David Stewart, who is in charge of environment, health and safety for the Wyomng operations, said cement the EPA used in wells to test water was more likely to blame for contamination than the chemicals Encana (TSX:ECA) uses to draw natural gas from rocks in a process called hydraulic fracturing, or fracking.

“It is our belief that the EPA made critical mistakes and misjudgments at almost every step in the process — from the way it designed the study to the way it drilled and completed its wells to the way it collected and interpreted the data and to its decision to release a preliminary draft report without independent third-party review,” Stewart said.

Most of the man-made compounds the EPA found weren’t even used by Encana in the fracking process at Pavillion, Stewart told a conference call.

“Those that are used consisted of single-test detection that can’t be duplicated, and has not been spatially tied to natural gas wells in the vicinity of the EPA deep wells.”

Earlier this month, the EPA released a draft report that said fracking — in which sand, water and chemicals are blasted into rock deep underground to release natural gas — may be to blame for groundwater pollution in the small Wyoming community.

The EPA said chemical compounds likely associated with fracking had been detected in the groundwater.

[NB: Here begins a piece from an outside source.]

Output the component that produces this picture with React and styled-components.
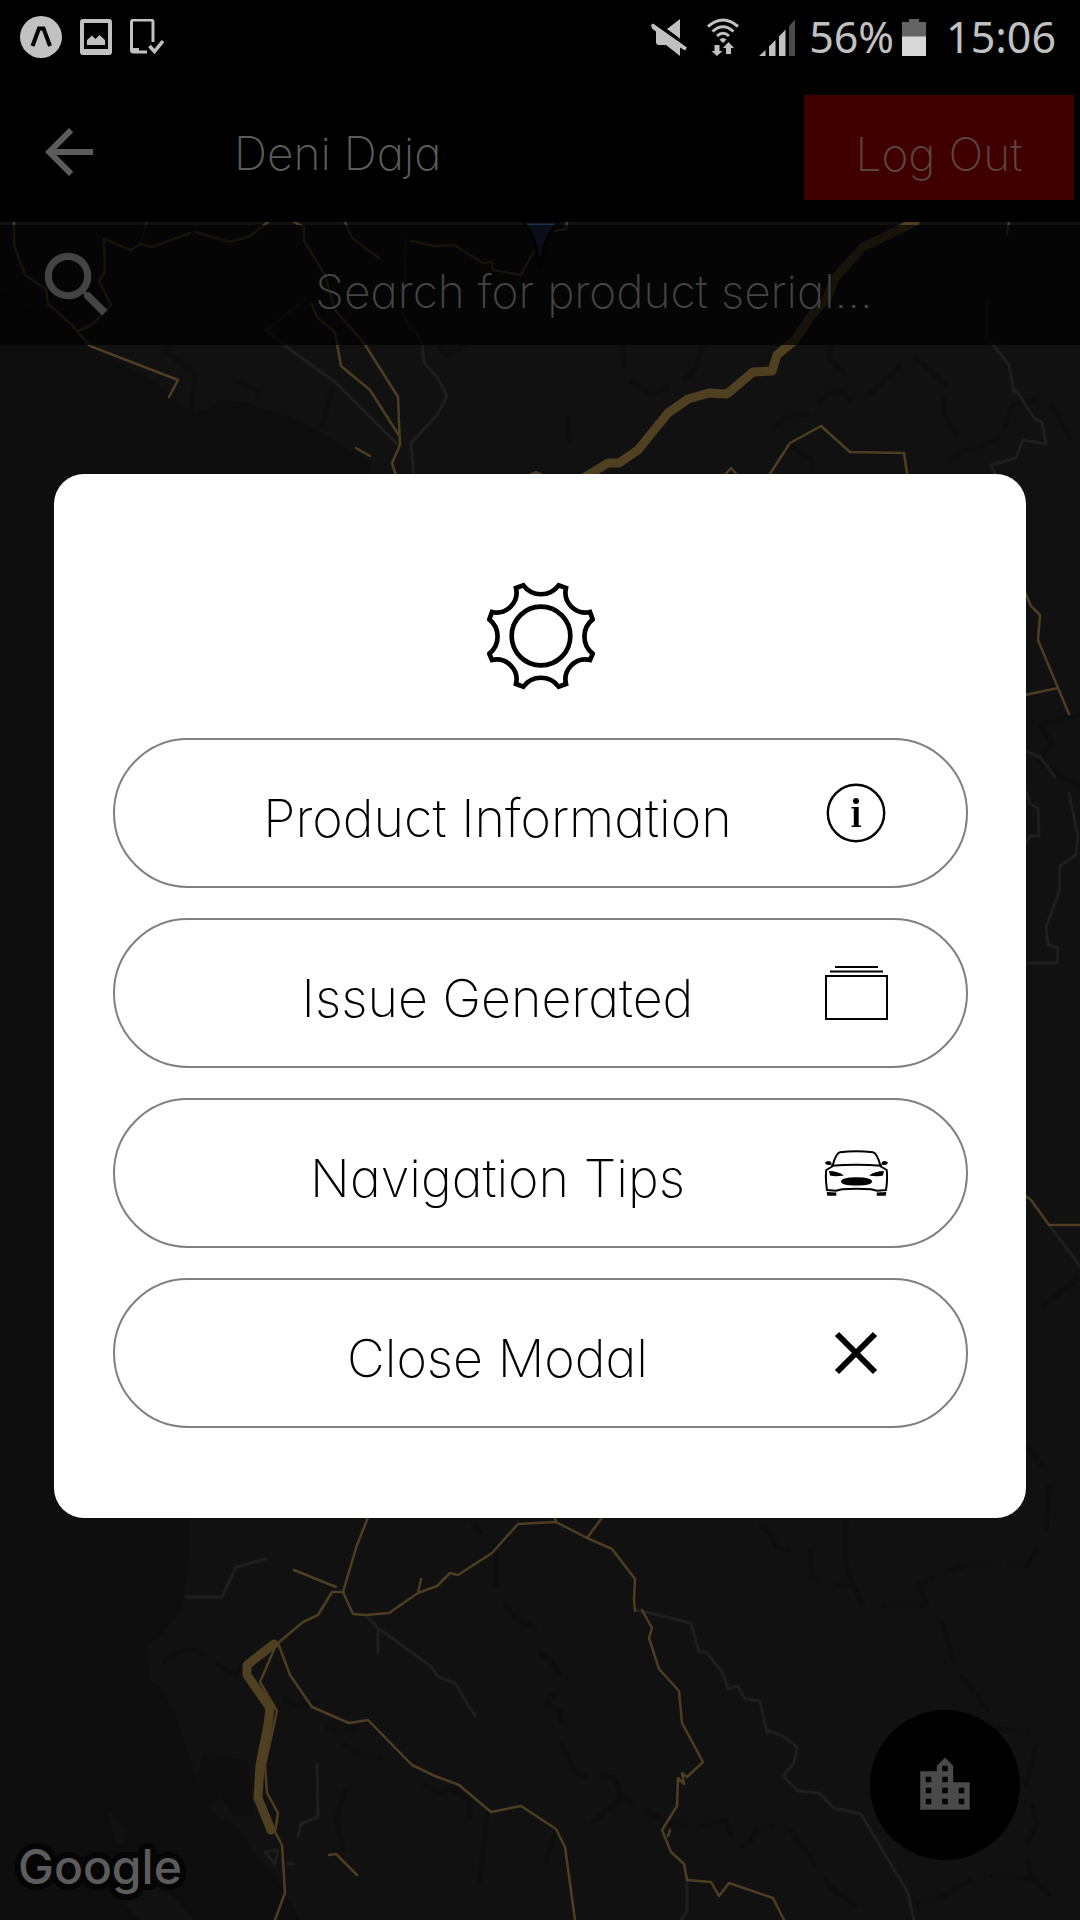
import React from "react";
import styled, { createGlobalStyle } from "styled-components";
import { MdArrowBack, MdSearch, MdLocationCity } from "react-icons/md";

const GlobalStyle = createGlobalStyle`
  *, *::before, *::after { box-sizing: border-box; }
  html, body { margin: 0; background: #000; }
  button, input { font: inherit; color: inherit; border: 0; padding: 0; margin: 0; background: none; }
  svg { display: block; }
`;

const Screen = styled.div`
  position: relative;
  display: flex;
  flex-direction: column;
  min-height: 100vh;
  overflow: hidden;
  background: #0e0e0e;
  font-family: Inter, "Open Sans", sans-serif;
  font-weight: 200;
  font-feature-settings: "cv11", "ss07";
`;

const StatusBar = styled.div`
  position: relative;
  display: flex;
  align-items: center;
  justify-content: space-between;
  height: 72px;
  padding: 2px 24px 0 20px;
  background: #000;
  color: #c1c1c1;
`;

const StatusGroup = styled.div`
  display: flex;
  align-items: center;
  gap: ${(p) => p.$gap}px;
`;

const StatusText = styled.span`
  font-family: "Noto Sans", "Open Sans", sans-serif;
  font-size: 43px;
  line-height: 48px;
  font-weight: 400;
`;

const Header = styled.header`
  position: relative;
  display: flex;
  align-items: center;
  height: 150px;
  padding: 1px 6px 0 33px;
  background: #000;
  font-size: 46px;
  line-height: 54px;
`;

const BackButton = styled.button`
  display: flex;
  padding-top: 8px;
  color: #5c5c5c;
`;

const Title = styled.h1`
  flex: 1;
  margin: 0;
  padding: 10px 0 0 129px;
  font: inherit;
  color: #5c5c5c;
`;

const LogoutButton = styled.button`
  width: 270px;
  height: 105px;
  padding-top: 12px;
  background: #400000;
  color: #5c4444;
`;

const SearchBar = styled.label`
  position: relative;
  display: flex;
  align-items: center;
  height: 120px;
  margin-top: 3px;
  padding-left: 34px;
  background: rgba(0, 0, 0, 0.7);
  color: #444;
  font-size: 46px;
`;

const SearchInput = styled.input`
  flex: 1;
  min-width: 0;
  height: 100%;
  padding: 12px 12px 0 0;
  text-align: center;
  outline: none;
  &::placeholder { color: #444; opacity: 1; }
`;

const MapCanvas = styled.svg`
  position: absolute;
  inset: 222px 0 0 0;
  width: 100%;
  height: calc(100% - 222px);
  fill: none;
  stroke-linejoin: round;
  stroke-linecap: round;
`;

const MapLogo = styled.svg`
  position: absolute;
  left: 12px;
  bottom: 8px;
  font-family: Inter, sans-serif;
  font-size: 48px;
  font-weight: 500;
  paint-order: stroke;
`;

const Fab = styled.button`
  position: absolute;
  right: 60px;
  bottom: 60px;
  display: flex;
  align-items: center;
  justify-content: center;
  width: 150px;
  height: 150px;
  border-radius: 50%;
  background: #010101;
  color: #4a4a4a;
`;

const Overlay = styled.div`
  position: absolute;
  inset: 72px 0 0 0;
  display: flex;
  align-items: center;
  justify-content: center;
`;

const Modal = styled.section`
  display: flex;
  flex-direction: column;
  align-items: center;
  gap: 48px;
  width: 90%;
  padding: 108px 58px 90px 59px;
  border-radius: 30px;
  background: #fff;
  color: #000;
`;

const Actions = styled.div`
  display: flex;
  flex-direction: column;
  gap: 30px;
  width: 100%;
`;

const ActionButton = styled.button`
  display: flex;
  align-items: center;
  height: 150px;
  padding: 0 78px 0 56px;
  border: 2px solid #808080;
  border-radius: 75px;
  font-size: 52px;
  line-height: 62px;
`;

const ActionLabel = styled.span`
  flex: 1;
  padding-top: 12px;
  text-align: center;
`;

const ExpoIcon = () => (
  <svg width="42" height="42" viewBox="0 0 42 42" aria-hidden="true">
    <circle cx="21" cy="21" r="21" fill="#c1c1c1" />
    <path d="M12.500 30l6.500-17.500h4.500L30 30" fill="none" stroke="#000" strokeWidth="4" />
  </svg>
);

const ImageIcon = () => (
  <svg width="32" height="36" viewBox="0 0 32 36" aria-hidden="true">
    <path fill="currentColor" fillRule="evenodd" d="M3 0h26a3 3 0 013 3v30a3 3 0 01-3 3H3a3 3 0 01-3-3V3a3 3 0 013-3zM4 4v26h24V4zM7 26v-5l5-4.500 3.500 3.500 4-4 5.500 5v5z" />
  </svg>
);

const DeviceCheckIcon = () => (
  <svg width="34" height="36" viewBox="0 0 34 36" fill="none" stroke="currentColor" aria-hidden="true">
    <path d="M17 33H3.500a2 2 0 01-2-2V3a2 2 0 012-2H21a2 2 0 012 2v20" strokeWidth="3" />
    <path d="M2 31h7" strokeWidth="4" />
    <path d="M19.500 27l5 5.500L33 22" strokeWidth="3.500" />
  </svg>
);

const MuteIcon = () => (
  <svg width="36" height="37" viewBox="0 0 36 37" aria-hidden="true">
    <path fill="currentColor" d="M29 0v19.500L16 10zM5 12.500L1 9.500 0 6l2-1.500 34 24-2 3-5-3V37L15 26H8q-3 0-3-3z" />
  </svg>
);

const WifiIcon = () => (
  <svg width="32" height="38" viewBox="0 0 32 38" fill="none" stroke="currentColor" aria-hidden="true">
    <path d="M1 8.500q15-13 30 0M5.500 13.500q10.500-9.500 21 0M10 18q6-5.500 12 0" strokeWidth="3" />
    <path fill="currentColor" stroke="none" d="M16 25l-3.500-3.500q3.500-3 7 0zM7.500 27h5v6h3L10 38l-5.500-5h3zM24 36h-5v-6h-3l5.500-6 5.500 6h-3z" />
  </svg>
);

const SignalIcon = () => (
  <svg width="36" height="37" viewBox="0 0 36 37" fill="currentColor" aria-hidden="true">
    <path d="M0 37l6.500-6v6zM10 27.500l6.500-6.500V37H10zM20 17.500l6.500-7V37H20z" />
    <path d="M30 7l6.500-7v37H30z" fill="#4a4a4a" />
  </svg>
);

const BatteryIcon = () => (
  <svg width="24" height="37" viewBox="0 0 24 37" aria-hidden="true">
    <path d="M0 3h7V0h10v3h7v16H0z" fill="#646464" />
    <path d="M0 17.500h24V37H0z" fill="#d8d8d8" />
  </svg>
);

const GearIcon = () => (
  <svg width="108" height="108" viewBox="78 66 324 324" fill="none" stroke="#000" strokeWidth="14" aria-hidden="true">
    <circle cx="240" cy="228" r="88" />
    <path d="M165 84L187 76A66 66 0 00293 76L315 84A60 60 0 00387 156L395 178A66 66 0 00395 281L387 300A60 60 0 00315 372L293 380A66 66 0 00187 380L165 372A60 60 0 0093 300L85 281A66 66 0 0085 178L93 156A60 60 0 00165 84Z" />
  </svg>
);

const InfoIcon = () => (
  <svg width="64" height="64" viewBox="0 0 64 64" aria-hidden="true">
    <circle cx="32" cy="32" r="28.200" fill="none" stroke="#000" strokeWidth="2.400" />
    <circle cx="32" cy="20" r="3" />
    <path d="M27.500 26h7.200v18.400h2.300v1.600h-9.500v-1.600h2.300V27.600h-2.300z" />
  </svg>
);

const StackIcon = () => (
  <svg width="64" height="64" viewBox="0 0 64 64" fill="none" stroke="#000" strokeWidth="2" aria-hidden="true">
    <path d="M2 15h61v43H2zM6 10.500h53M11 6h43" />
  </svg>
);

const CarIcon = () => (
  <svg width="64" height="64" viewBox="0 0 64 64" fill="none" stroke="#000" strokeWidth="2" aria-hidden="true">
    <path d="M8.500 25Q12 12 16 11.300Q32 9 49 11.300Q53 12 56.500 25M7 24.700Q32 23 58 24.700" />
    <path d="M9 25L2.300 29Q1.200 38 3 49L12 49.700L18 48.200Q32 47.500 47 48.200L53 49.700L62 49Q63.800 38 62.700 29L56 25" />
    <path fill="#000" stroke="none" d="M1 22q.5-2 4-2 3 .5 2.500 3.500-5 1.500-6.500-1.500zM64 22q-.5-2-4-2-3 .5-2.500 3.500 5 1.500 6.500-1.500zM5 30q9 0 15 4.500-9 1.500-14 0zM60 30q-9 0-15 4.500 9 1.500 14 0zM2.700 51l9.600.5v3.200H3.300zM62.300 51l-9.600.5v3.200h9zM17 40.500q0-4 15.500-4.200 15.500.2 15.500 4.200t-15.500 4q-15.500 0-15.500-4z" />
  </svg>
);

const CloseIcon = () => (
  <svg width="64" height="64" viewBox="0 0 64 64" stroke="#000" strokeWidth="6" aria-hidden="true">
    <path d="M13 13l38 38M51 13L13 51" />
  </svg>
);

const land = [
  "M0 222H1080V1920H300L270 1868 260 1862 235 1825 218 1818 208 1805 221 1797 235 1816 253 1815 250 1785 247 1761 202 1753 198 1787 196 1775 176 1717 162 1690 149 1678 147 1644 160 1637 181 1610 188 1570 190 1518 370 478 370 460 350 450 300 420 245 402 220 400 210 408 190 412 155 382 90 347 55 328 0 290Z",
  "M107 1808L126 1830 122 1845 115 1840Z",
  "M125 1905L150 1880 175 1898 195 1920H140Z",
];

const darkRoads =
  "M175 300L185 320 166 352 195 373 191 410M332 390L322 426M440 348L447 355 462 348 464 335M625 300L622 340 624 365M703 345L695 370 685 380M632 382L652 394 667 387M915 357L945 384M899 367L870 394M820 403L828 392 842 392 850 400M944 400L943 412 957 436M774 428L785 417 808 414M792 447L812 460 813 470M568 420L569 440M832 345L829 357 844 374M1052 405L1070 438M1005 425L1012 405 1035 400M950 460L965 450 980 447 998 438M238 382L256 390 258 396M1080 715L1040 725 1052 743 1040 760 1056 775 1080 785M165 1661Q182 1645 202 1653M217 1664L236 1676 242 1664M285 1700L300 1706 318 1702M328 1728L340 1732 356 1728M345 1745L362 1756 380 1757M425 1785L440 1793 450 1788 470 1800 470 1817M495 1545L496 1585M505 1603L515 1618 535 1628M472 1520L480 1532M540 1653L550 1660 560 1675M553 1695L547 1703 560 1712 561 1722M562 1745L575 1772 584 1776M602 1777L614 1778 622 1797 592 1823M622 1797L631 1801M647 1811L665 1822 685 1825M702 1826L726 1820 731 1836M742 1846L750 1842 758 1827 772 1827M791 1831L815 1864M825 1880L837 1893 856 1906M761 1526L770 1533 777 1548 788 1549M810 1549L811 1575 818 1581M838 1585L853 1585 863 1606M846 1520L845 1560 853 1585M884 1605H927L918 1585 932 1579M951 1571L968 1565H990M1009 1565H1028L1038 1548M1049 1487L1046 1528M942 1622L953 1660M962 1677L987 1709M998 1729L1027 1732M1036 1747L1026 1785M1032 1805L1037 1825 1027 1842M992 1876L1032 1878 1048 1894M1028 1860L1032 1878M918 1902L940 1898 970 1880M553 1838L546 1862M345 1790L336 1820 344 1850M487 1813L480 1880M1044 1305L1076 1280M1026 1445L1042 1466";

const minorRoads =
  "M147 222L140 244M300 304L266 330 284 345 335 382 398 445M406 240L403 315 422 343 424 363 437 377 447 396 437 415 411 443 414 478M987 300V337L1009 365 1014 393 1016 390 1035 419 1042 422 1046 444 1023 440 1016 458 991 465 997 478M1069 793L1078 836 1076 855 1060 866 1059 892 1046 927 1048 945 1058 948 1057 963H1020M1020 749L1040 757 1055 777M1022 780L1030 804 1038 808 1039 836H1030L1022 850M1049 1225L1080 1266M187 1597H222L236 1567 266 1559M366 1615L378 1628 432 1667 438 1677 455 1683 475 1716M378 1628V1653M317 1764L318 1817 301 1824 298 1837M265 1852L278 1850 275 1864ZM288 1864H294M637 1610L691 1623 699 1652 706 1652 722 1672 728 1689 738 1686 745 1699 760 1701 767 1734 767 1730 783 1736 797 1747 794 1763 783 1776 798 1791 819 1793 834 1808 861 1814 908 1893 914 1920M687 1880V1911L681 1920";

const mainRoads =
  "M14 222V245L25 275 46 289 48 304 72 325 90 346 178 380 169 397M78 331L93 324 111 305 99 281 105 272 104 239 131 250 140 244 152 247 190 233M195 232L230 242 250 236 268 222M294 222L304 227V241L325 275 335 310 364 343 398 397 400 445 392 463 398 482M312 304L317 317 335 332 341 366 370 390 398 434M345 222L352 238 379 258M411 241L435 246 454 245 483 263 492 262 493 270 521 275 534 251M356 448L370 456M555 231L566 229 567 222M1009 222L1007 234M524 478L536 472 548 478M722 478L731 468 740 478M766 480L790 443 821 426 850 452 904 453 908 480M1022 585L1031 606 1040 615 1038 640 1058 688 1069 714M1020 696L1058 688M1020 1192L1031 1200 1049 1225H1080M369 1515L357 1545 343 1592 353 1614 366 1615 389 1613 418 1593 437 1586 450 1573 458 1575 492 1553 518 1524 556 1522 587 1538 612 1549 635 1579 634 1600 635 1611M421 1579L418 1593M294 1570L336 1587M343 1592H332L318 1615 303 1622 278 1643 290 1675 312 1707 349 1723 368 1720 412 1765 435 1776 459 1785 491 1812 521 1806 556 1829 565 1847 575 1920M276 1645L260 1682 277 1711 265 1765 267 1793 278 1813 275 1832 282 1845 285 1893 275 1920M329 1855L336 1854 357 1875M604 1515L587 1538M554 1515L556 1522M642 1610L652 1628 649 1638 659 1669 679 1691 682 1723 703 1762 687 1777 682 1773 684 1784 678 1778 677 1806 662 1830 671 1852 684 1864 687 1880 711 1882 719 1896 729 1883 773 1898 784 1920M670 1830L668 1836";

const highways = [
  { d: "M915 222L863 247 835 278 826 300 813 313 795 340 777 355 772 371 753 372 727 394 709 393 688 399 668 413 638 450 619 463 608 463 580 480", w: 9 },
  { d: "M274 1644L247 1665 247 1675 270 1708 268 1725 260 1765 258 1798 271 1830", w: 9 },
];

const MapView = () => (
  <MapCanvas viewBox="0 222 1080 1698" preserveAspectRatio="xMidYMid slice" aria-hidden="true">
    {land.map((d) => <path key={d} d={d} fill="#111" />)}
    <path d={darkRoads} stroke="#0e0e0e" strokeWidth="5" />
    <path d={minorRoads} stroke="#1e1e1e" strokeWidth="3" />
    <path d={mainRoads} stroke="#4d3e22" strokeWidth="2.500" />
    {highways.map((h) => <path key={h.d} d={h.d} stroke="#4f4022" strokeWidth={h.w} />)}
    <path d="M523 222Q537 236 539 266H541Q543 236 559 222Z" fill="#1f3054" stroke="#060606" strokeWidth="3" />
  </MapCanvas>
);

const actions = [
  { label: "Product Information", Icon: InfoIcon },
  { label: "Issue Generated", Icon: StackIcon },
  { label: "Navigation Tips", Icon: CarIcon },
  { label: "Close Modal", Icon: CloseIcon },
];

export default function App() {
  return (
    <>
      <GlobalStyle />
      <Screen>
        <MapView />
        <StatusBar>
          <StatusGroup $gap={18}>
            <ExpoIcon />
            <ImageIcon />
            <DeviceCheckIcon />
          </StatusGroup>
          <StatusGroup $gap={20}>
            <MuteIcon />
            <WifiIcon />
            <StatusGroup $gap={14}>
              <SignalIcon />
              <StatusGroup $gap={8}>
                <StatusText>56%</StatusText>
                <BatteryIcon />
              </StatusGroup>
            </StatusGroup>
            <StatusText>15:06</StatusText>
          </StatusGroup>
        </StatusBar>
        <Header>
          <BackButton aria-label="Back"><MdArrowBack size={72} /></BackButton>
          <Title>Deni Daja</Title>
          <LogoutButton>Log Out</LogoutButton>
        </Header>
        <SearchBar>
          <MdSearch size={86} />
          <SearchInput type="text" placeholder="Search for product serial..." aria-label="Search for product serial" />
        </SearchBar>
        <MapLogo width="196" height="80" viewBox="0 0 196 80" role="img" aria-label="Google">
          <text x="6" y="52" fill="#5c5c5c" stroke="#050505" strokeWidth="12" strokeLinejoin="round">Google</text>
        </MapLogo>
        <Fab aria-label="Buildings"><MdLocationCity size={66} /></Fab>
        <Overlay>
          <Modal role="dialog" aria-label="Options">
            <GearIcon />
            <Actions>
              {actions.map(({ label, Icon }) => (
                <ActionButton key={label}>
                  <ActionLabel>{label}</ActionLabel>
                  <Icon />
                </ActionButton>
              ))}
            </Actions>
          </Modal>
        </Overlay>
      </Screen>
    </>
  );
}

Pavillion residents have said their well water reeks of chemicals and health officials warned them last year not to drink it.

On Tuesday’s call, Stewart reiterated many of the rebuttals Encana made to the EPA draft report last week and repeated the company’s call for an independent third-party review.

Among its concerns, Encana said the two monitoring wells the EPA drilled into the natural gas reservoir were up to 300 metres deep, whereas groundwater wells are typically less than a third of that depth.

The company also said the report ignores the history of the Pavillion area, where water quality issues pre-date natural gas development.

Encana is one of North America’s biggest natural gas producers, with operations in Western Canada, the southeastern United States and elsewhere. It pioneered many of the fracking techniques used by the industry.

Encana shares rose 23 cents to $18.79 on the Toronto Stock Exchange.